Biosecurity practices in the feed mill protect livestock against exposure to endemic and emergency diseases via the manufacture and delivery of feed. They also aim to limit the spread of these diseases within livestock and – in the case of zoonotic diseases – human populations. Whether they are clinical (obvious) or subclinical (hidden), infectious diseases can significantly reduce the productivity, profitability and long-term financial viability of livestock enterprises.
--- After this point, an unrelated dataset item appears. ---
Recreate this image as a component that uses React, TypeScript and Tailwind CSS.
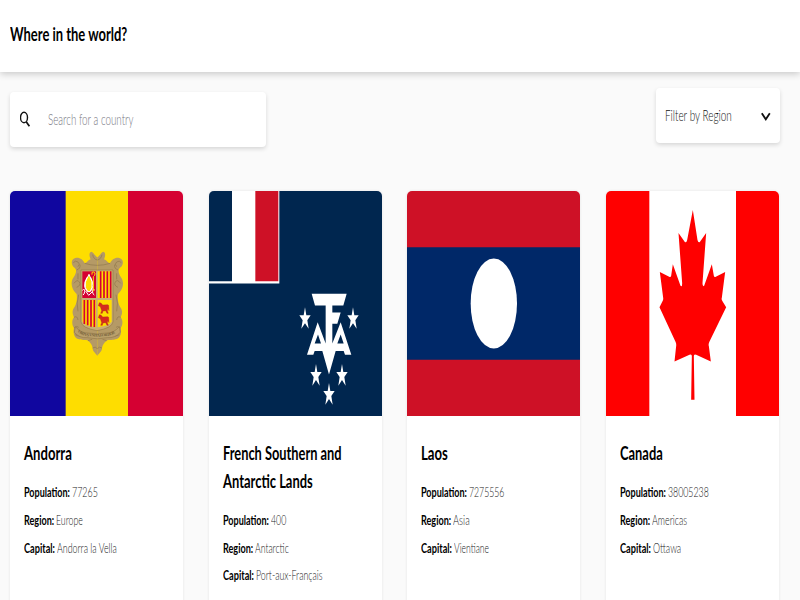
import { useLayoutEffect, useRef, useState, type ReactNode } from "react";

/** A run of text condensed horizontally so that it fills the given width. */
function Fit({ w, children, className = "" }: { w: number; children: ReactNode; className?: string }) {
  const ref = useRef<HTMLSpanElement>(null);
  const [scale, setScale] = useState(1);
  useLayoutEffect(() => {
    if (ref.current) setScale(w / ref.current.offsetWidth);
  }, [w]);
  return (
    <span className={"block shrink-0 whitespace-nowrap " + className} style={{ width: w }}>
      <span ref={ref} className="inline-block origin-left" style={{ transform: `scaleX(${scale})` }}>
        {children}
      </span>
    </span>
  );
}

const flagClass = "block h-[225px] w-full";

const FRAME_HALF =
  "M112 52C106 50 100 35 94 35C86 37 88 50 92 58C84 60 82 68 74 70C70 58 56 50 46 54C36 56 34 66 36 72C38 82 46 82 48 90C50 106 36 112 35 128C34 144 44 156 50 162C52 176 50 190 44 200C34 212 38 224 42 232C34 242 36 256 42 264C38 280 44 296 58 298C70 302 78 298 84 302C92 308 96 314 98 324C98 334 104 336 112 347Z";
const FRAME_DETAIL =
  "M98 44Q101 58 112 60M74 70Q92 76 112 76M40 68Q46 60 54 66T54 80M50 90Q62 86 60 74M42 130Q52 116 58 126T50 142M54 100V118M56 164Q48 190 54 214M42 232Q52 226 54 240M42 264Q52 256 56 262M46 284Q60 292 66 284M84 302Q98 300 104 290M98 324Q106 318 112 326";

function AndorraFlag() {
  return (
    <svg className={flagClass} viewBox="30 573 520 675" preserveAspectRatio="none">
      <path fill="#10069f" d="M30 573h168v675H30z" />
      <path fill="#fedd00" d="M197 573h187v675H197z" />
      <path fill="#d50032" d="M384 573h166v675H384z" />
      <g transform="translate(180 720)">
        {["", "translate(224 0) scale(-1 1)"].map((t) => (
          <g key={t} transform={t}>
            <path fill="#b59a66" d={FRAME_HALF} />
            <path fill="none" stroke="#8f774b" strokeWidth="2" d={FRAME_DETAIL} />
          </g>
        ))}
        <path fill="#c9ae74" stroke="#94794a" strokeWidth="2" d="M63 90h96v156q-3 18-48 26-45-8-48-26z" />
        <path fill="#d50032" d="M67 94h41v80H67z" />
        <path fill="#fedd00" d="M113 94h41v80h-41z" />
        <path fill="#fedd00" d="M67 180h41v82q-38-5-41-19z" />
        <path fill="#fedd00" d="M113 180h42v64q-4 13-42 18z" />
        <path stroke="#d50032" strokeWidth="5" d="M122 94v80M132 94v80M142 94v80M152 94v80M73 180v72M83 180v76M93 180v80M103 180v81" />
        <path fill="#fedd00" stroke="#fff" strokeWidth="3" d="M87 103l9 22v18l-6 12h-7l-7-12v-17z" />
        <path fill="none" stroke="#fff" strokeWidth="3" d="M81 112q-16 30 3 43M92 112q14 29-2 43M67 151q8-7 7 3t-5 11M104 150q-8-5-7 4t6 11M77 153l9 13 12-12" />
        <path fill="none" stroke="#fedd00" strokeWidth="3" d="M96 104q-2-10 5-8t3 10l-4 4v44" />
        <g fill="#d52b1e" stroke="#a8231a" strokeWidth="1">
          <path d="M118 188l5 1 5 6 15-1 3 2 1 16-3-7-2 7 3 8h-4l-4-8-8 1-2 7h-5l3-8-4-12-6-3z" />
          <path d="M118 224l5 1 5 6 15-1 3 2 1 16-3-7-2 7 3 8h-4l-4-8-8 1-2 7h-5l3-8-4-12-6-3z" />
        </g>
        <path fill="#baa06b" stroke="#94794a" strokeWidth="2" d="M46 260q18 20 38 19 28 5 56 0 22 0 38-19l3 17q-16 18-39 16-30 7-60 0-24 2-39-16z" />
        <path id="andorra-motto" fill="none" d="M52 274q18 17 36 14 25 4 48 0 20 1 38-16" />
        <text fontSize="12" fontFamily="Liberation Serif, serif" fontWeight="700" fill="#766039">
          <textPath href="#andorra-motto" textLength="120">VIRTVS VNITA FORTIOR</textPath>
        </text>
      </g>
    </svg>
  );
}

const STARS: [number, number][] = [
  [314, 415],
  [458, 415],
  [347, 586],
  [425, 586],
  [386, 643],
];

function TaafFlag() {
  return (
    <svg className={flagClass} viewBox="26 32 520 676" preserveAspectRatio="none">
      <path fill="#00264f" d="M26 32h520v676H26z" />
      <path fill="#fff" d="M26 32h211v278H26z" />
      <path fill="#00264f" d="M26 32h69v271H26z" />
      <path fill="#ce1126" d="M165 32h69v271h-69z" />
      <path fill="#fff" d="M334 341h105l-10 35h-33v21h25l-10 34h-15v59l25-64 32 98h-19l-4-11h-24l-20 70-20-70h-23l-4 11h-19l32-98 24 64V376h-32z" />
      <path fill="#00264f" d="M353 463l9 27h-19zM421 463l9 27h-19z" />
      {STARS.map(([x, y]) => (
        <path key={`${x}-${y}`} transform={`translate(${x} ${y})`} fill="#fff" d="M0-34L4-10H17L7 5l4 26L0 14l-11 17 4-26-10-15h13z" />
      ))}
    </svg>
  );
}

function LaosFlag() {
  return (
    <svg className={flagClass} viewBox="21 32 520 676" preserveAspectRatio="none">
      <path fill="#ce1126" d="M21 32h520v676H21z" />
      <path fill="#002868" d="M21 201h520v338H21z" />
      <ellipse cx="281.5" cy="370" rx="69.5" ry="135" fill="#fff" />
    </svg>
  );
}

function CanadaFlag() {
  return (
    <svg className={flagClass} viewBox="17 32 520 676" preserveAspectRatio="none">
      <path fill="#fff" d="M17 32h520v676H17z" />
      <path fill="#f00" d="M17 32h130v676H17zM407 32h130v676H407z" />
      <path
        fill="#f00"
        d="M277.500 89l14 90q2 9 7 6l19-27-11 151q0 12 5 8l23-65 6 35q1 5 6 3l28-15-10 78q-2 6 2 10l11 18-50 103q-4 8-2 14l6 46-44-20q-7-3-7 4l2 131h-10l2-131q0-7-7-4l-45 20 5-46q1-7-2-13l-48-104 9-18q3-4 2-10l-10-78 28 15q5 2 6-3l5-35 23 65q5 5 5-8l-11-151 19 27q5 3 7-6z"
      />
    </svg>
  );
}

type Line = [text: string, width: number];
interface Country {
  flag: ReactNode;
  title: Line[];
  population: Line;
  region: Line;
  capital: Line;
}

const COUNTRIES: Country[] = [
  { flag: <AndorraFlag />, title: [["Andorra", 47.5]], population: ["77265", 26], region: ["Europe", 27], capital: ["Andorra la Vella", 60] },
  { flag: <TaafFlag />, title: [["French Southern and", 118.5], ["Antarctic Lands", 89.5]], population: ["400", 15.5], region: ["Antarctic", 33.5], capital: ["Port-aux-Français", 66.5] },
  { flag: <LaosFlag />, title: [["Laos", 27]], population: ["7275556", 35.5], region: ["Asia", 16.5], capital: ["Vientiane", 35] },
  { flag: <CanadaFlag />, title: [["Canada", 42.5]], population: ["38005238", 40.5], region: ["Americas", 35], capital: ["Ottawa", 28] },
];

function Detail({ label, width, value }: { label: string; width: number; value: Line }) {
  return (
    <div className="flex gap-[2.200px] text-[13px] leading-[27.7px]">
      <Fit w={width} className="font-bold">{label}</Fit>
      <Fit w={value[1]} className="font-light text-[#222]">{value[0]}</Fit>
    </div>
  );
}

function Card({ country }: { country: Country }) {
  return (
    <article className="h-[460px] overflow-hidden rounded-[5px] bg-white shadow-[0_0_3px_rgba(0,0,0,0.09)]">
      {country.flag}
      <div className="pt-[24px] pl-[14.200px]">
        <h2 className="mb-[11.600px] text-[18.500px] leading-[27.7px] font-bold">
          {country.title.map(([text, w]) => (
            <Fit key={text} w={w}>{text}</Fit>
          ))}
        </h2>
        <Detail label="Population:" width={45.8} value={country.population} />
        <Detail label="Region:" width={30} value={country.region} />
        <Detail label="Capital:" width={31} value={country.capital} />
      </div>
    </article>
  );
}

export default function App() {
  return (
    <div className="h-[600px] w-[800px] overflow-hidden bg-[#fafafa] font-['Lato','Open_Sans',sans-serif] text-black">
      <header className="h-[72px] bg-white pt-[20px] pl-[10px] shadow-[0_2px_7px_rgba(0,0,0,0.2)]">
        <h1 className="text-[18.500px] leading-[28px] font-bold">
          <Fit w={117}>Where in the world?</Fit>
        </h1>
      </header>
      <div className="flex justify-between pr-[20px] pl-[10px]">
        <div className="mt-[20px] flex h-[55px] w-[256px] items-center rounded-[4px] bg-white pl-[10px] shadow-[0_2px_4px_rgba(0,0,0,0.14)]">
          <svg className="h-[18px] w-[11px]" viewBox="0 0 11 18" fill="none" stroke="#111">
            <ellipse cx="4" cy="6.500" rx="3.500" ry="5.200" strokeWidth="1.400" />
            <path d="M6.200 10.800l3.200 4.400" strokeWidth="1.700" />
          </svg>
          <Fit w={85.5} className="ml-[17px] text-[15.500px] font-light text-[#77777f]">Search for a country</Fit>
        </div>
        <div className="mt-[16px] flex h-[55px] w-[124px] items-center justify-between rounded-[4px] bg-white pr-[9px] pl-[9px] shadow-[0_2px_4px_rgba(0,0,0,0.14)]">
          <Fit w={66.5} className="text-[15px] font-light text-[#111]">Filter by Region</Fit>
          <svg className="h-[10px] w-[10px]" viewBox="0 0 10 10" fill="none" stroke="#111" strokeWidth="1.800">
            <path d="M.8 2.300l4 6 4-6" />
          </svg>
        </div>
      </div>
      <main className="mt-[44px] grid grid-cols-[repeat(4,173.330px)] gap-x-[25.200px] pl-[10px]">
        {COUNTRIES.map((country) => (
          <Card key={country.title[0][0]} country={country} />
        ))}
      </main>
    </div>
  );
}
Biosecurity in the feed mill also includes preventing the spread of diseases, pests and weeds to or from other primary industries, for example grain crops and horticulture.
Feed mill biosecurity
A series of steps should be taken to help maximise feed biosecurity:
1. Assess biological hazard risk
Feed manufacturing facilities must take a proactive approach to understanding biological hazards for their own operations and the security of their customers. The biosecurity procedures employed by a specific feed mill may not be the same as other feed mills depending on the customers they serve and the associated risk tolerance vs. price for mitigation strategies that are employed.
2. Define protocols to prevent entry of hazard into the feed mill
The most important part of a feed mill biosecurity plan is to prevent hazards from entering the feed mill. Identifying and eliminating high risk ingredients, minimising entry via people and equipment, covering all open points of entry when not being used, and other strategies can be used to prevent hazard entry into the feed mill.
3. Utilise mitigation strategies to minimise risk
Not all hazards can be prevented from entering the feed mill and consequently mitigation strategies should be utilised. The best option is to identify the mitigation strategies that are effective against the specific hazards of concern and utilise a combination of point-in-time mitigants as well as those that have residual effectiveness for continued protection through the remainder of the feed supply chain. Some mitigation strategies have multiple benefits. As an example, dust collection and elimination not only creates a safer and better environment for the workers, but can also eliminate a major point of contamination.
4. Feed mill decontamination
While it is extremely difficult to completely accomplish, a feed mill decontamination strategy must be developed and should include a combination of physical cleaning, chemical cleaning, disinfection and, if applicable, the use of high heat as the final step.